Menunggu Sisa Teroris Poso Ambil Beras

Menunggu Sisa Teroris Poso Ambil Beras

Sisa empat teroris Poso belum menyerah. Seumpama diserbu Satgas Madago, medannya sulit. ”Bergunung-gunung. Ditempuh jalan kaki tiga hari,” kata Kadivhumas Polri Irjen Argo Yuwono kepada pers Selasa (21/9).

Harian Disway - MAKIN tinggi naik gunung, oksigen makin tipis. Selalu berkabut. Jarak pandang hanya beberapa meter.

Itu pun baru kira-kira, titik lokasi tersebut. Dasarnya, Ali Kalora, pemimpin teroris MIT (Mujahidin Indonesia Timur), tewas bersama pengawalnya, Jaka Ramadhan, dalam baku tembak versus Satgas Madago pekan lalu. Titiknya di bawah pegunungan itu.

Ali dan Jaka Sabtu (18/9/12) petang turun dari pegunungan di Desa Astina, Kecamatan Torue, Kabupaten Parigi Moutong, Sulawesi Tengah. Tim buru sergap Madago sudah menyanggong di bawah.

Tim Madago tahu Ali akan turun, dari warga di bawah. Ali sudah pesan barang (logistik) ke warga. Tidak serta-merta warga memberi tahu. Justru mereka selalu bungkam. Takut digorok kelompok MIT. 

Namun, Madago punya taktik. Itu tim gabungan. Densus 88 Antiteror Polri dan Koopsgabsus TNI, terdiri satuan elite Kopassus (AD), Marinir (AL), dan Paskhas (AU).

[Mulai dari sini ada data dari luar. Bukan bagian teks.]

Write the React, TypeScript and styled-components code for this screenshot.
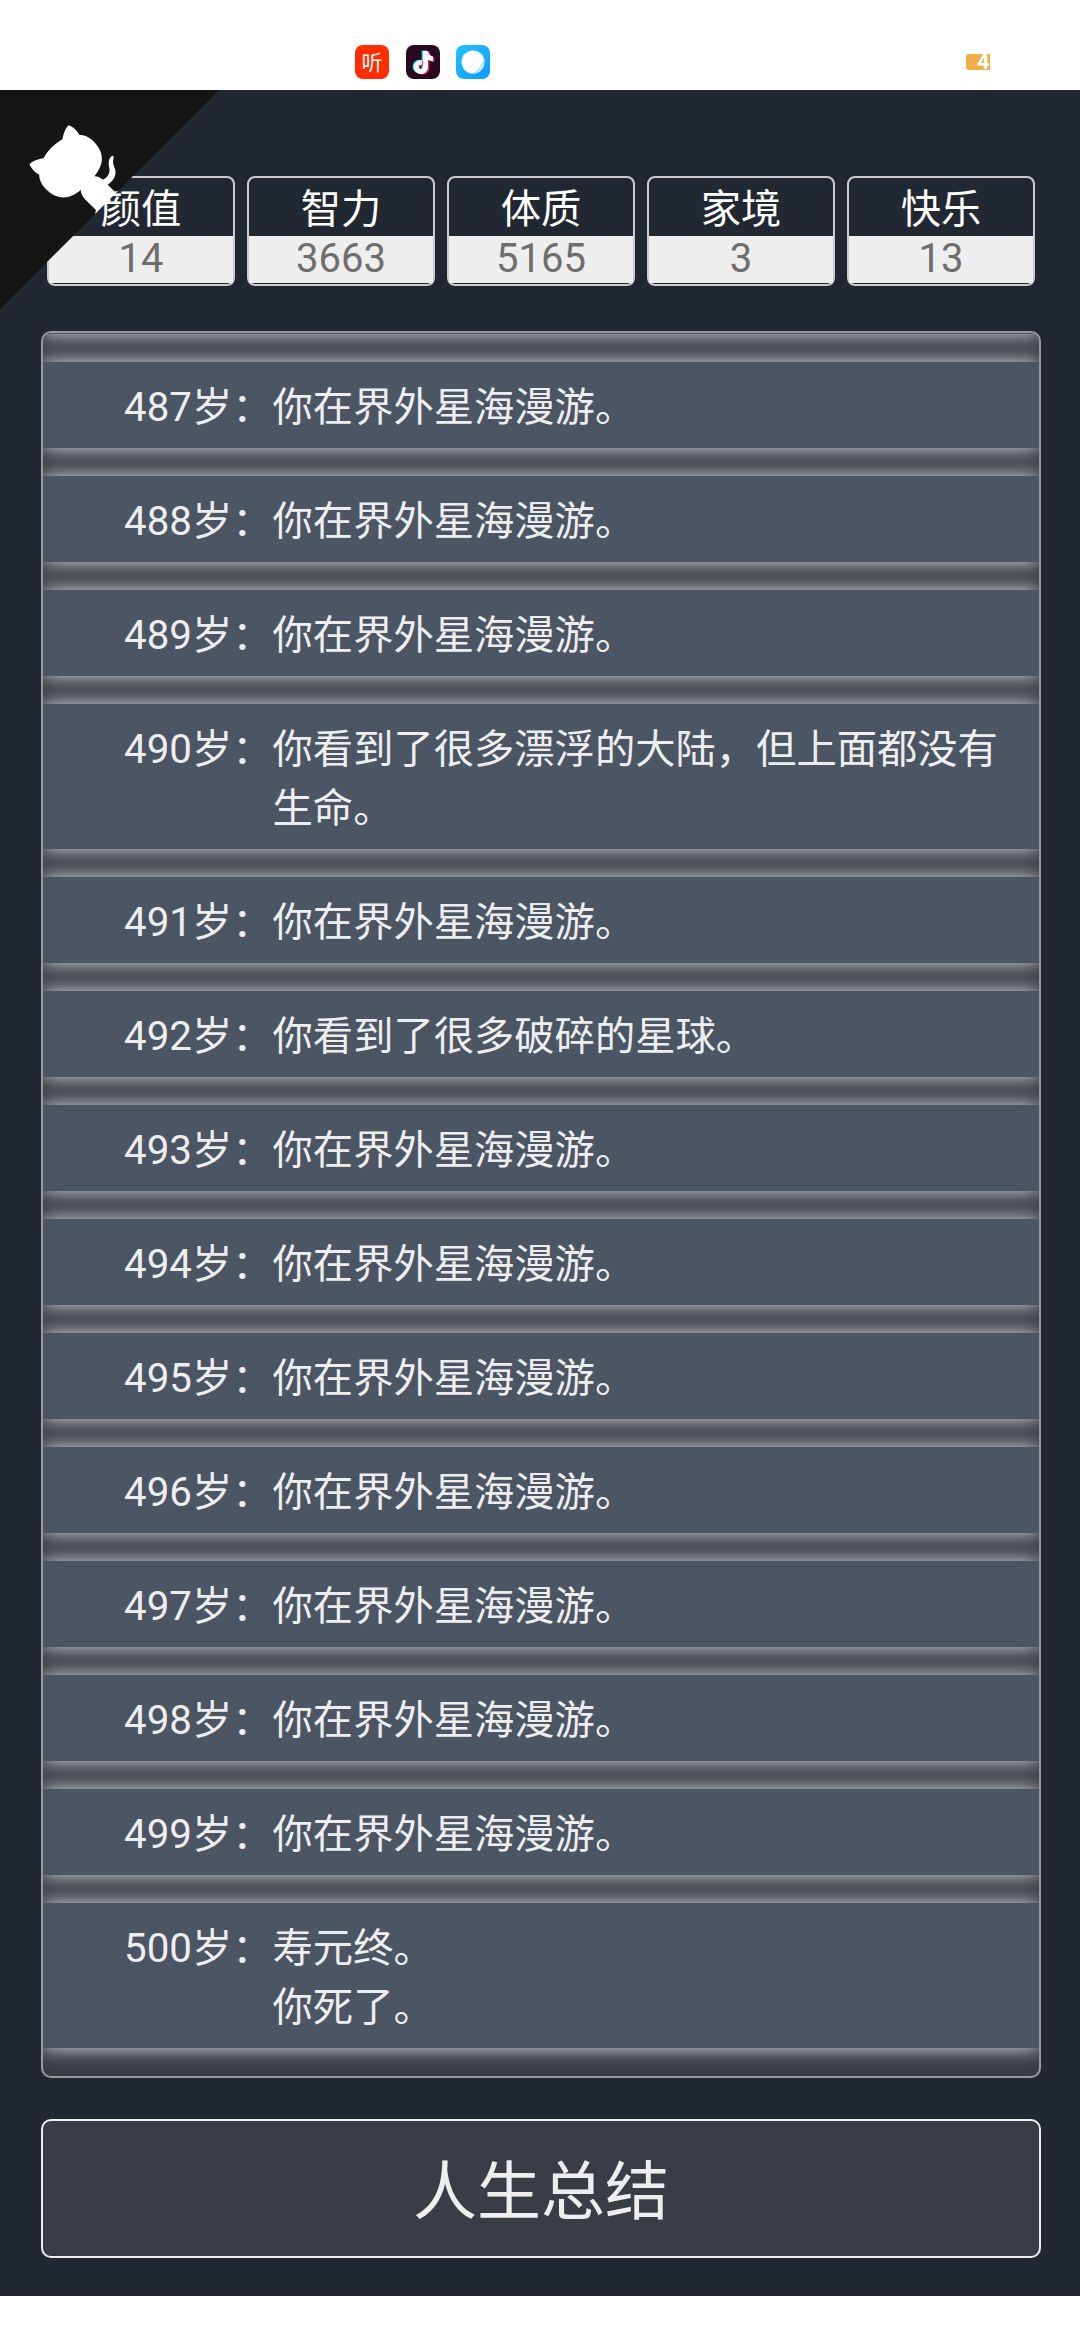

Kabag Banops Densus 88 Kombes Aswin Siregar kepada wartawan Jumat (24/9) menjelaskan, Madago dibagi enam tim: Tim Sekat, Buru Sergap, Pengamanan Daerah Rawan, Kamtibmas, Binmas, dan Edukasi Warga.

Dua tim yang disebut terakhir itulah yang mendekati warga, mengedukasi, dan menjamin keamanan agar warga tidak takut memberikan info. Daripada, mereka terus-menerus diteror.

Dari situ, sebagian warga cerita. Teroris selalu butuh beras. Meski teroris bertahan di hutan, mereka butuh beras juga. Warga diancam teroris agar menyediakan beras. Pun lauk.

Bandingkan, seandainya Madago menyerbu persembunyian teroris, sulit dan berisiko. Para teroris lahir dan dibesarkan di wilayah itu. Hafal tiap jengkal tanah.

Irjen Argo Yuwono menggambarkan, teroris bisa membedakan suara langkah manusia dengan gerakan hewan. Ketika menginjak daun dan ranting kering di hutan gunung itu.

Argo: "Misalnya ada bunyi, kresek... Itu mereka paham. O... Itu bunyi injakan kaki manusia. Atau: O...  Itu bunyi gerakan ular. Mereka paham karena sudah lama di sana."

Pengetahuan itu didapat dari pengalaman tim di lapangan. Yang menjajaki penyerbuan.

Alat pantau modern, seperti drone, mustahil digunakan. Di hutan lebat yang selalu berkabut itu. Ada sniper, tapi jarak target terlalu jauh, tiga hari jalan kaki.